Keywords: semi-supervised learning, part segmentation, semantic segmentation, generative models, gradient matching
Abstract: The success of state-of-the-art deep neural networks heavily relies on the presence of large-scale labelled datasets, which are extremely expensive and time-consuming to annotate. This paper focuses on tackling semi-supervised part segmentation tasks by generating high-quality images with a pre-trained GAN and labelling the generated images with an automatic annotator. In particular, we formulate the annotator learning as a learning-to-learn problem. Given a pre-trained GAN, the annotator learns to label object parts in a set of randomly generated images such that a part segmentation model trained on these synthetic images with their predicted labels obtains low segmentation error on a small validation set of manually labelled images. We further reduce this nested-loop optimization problem to a simple gradient matching problem and efficiently solve it with an iterative algorithm.
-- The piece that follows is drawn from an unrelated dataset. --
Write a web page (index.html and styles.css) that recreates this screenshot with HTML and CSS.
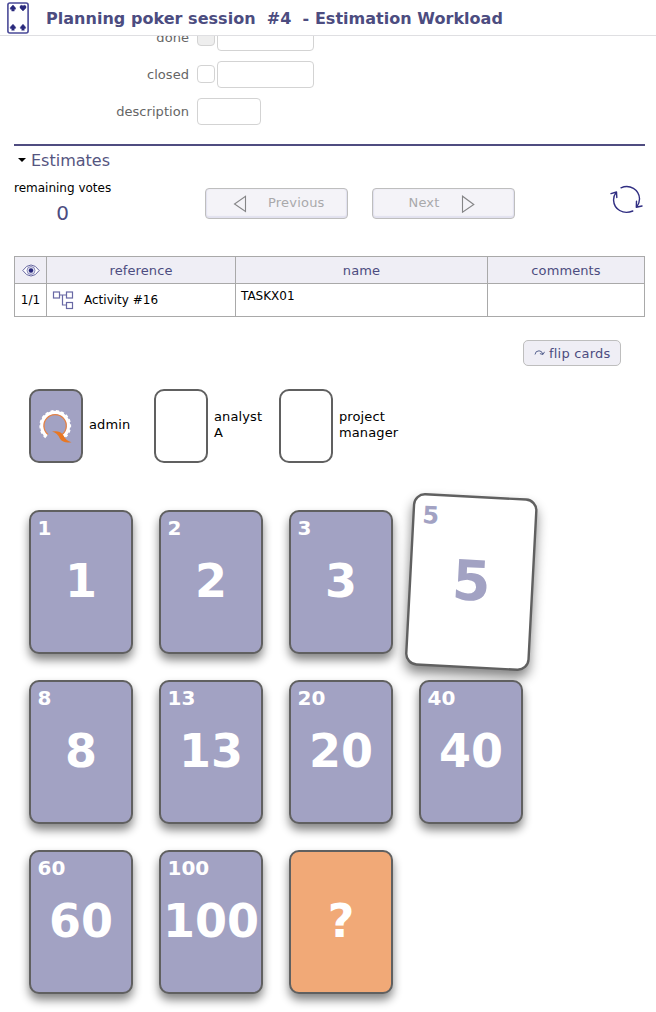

We show that our method can learn annotators from a broad range of labelled images including real images, generated images, and even analytically rendered images. Our method is evaluated with semi-supervised part segmentation tasks and significantly outperforms other semi-supervised competitors when the amount of labelled examples is extremely limited.
One-sentence Summary: We propose a gradient-matching-based method to learn annotator which is able to label generated images with part segmentation by decoding the generator features into segmentation masks.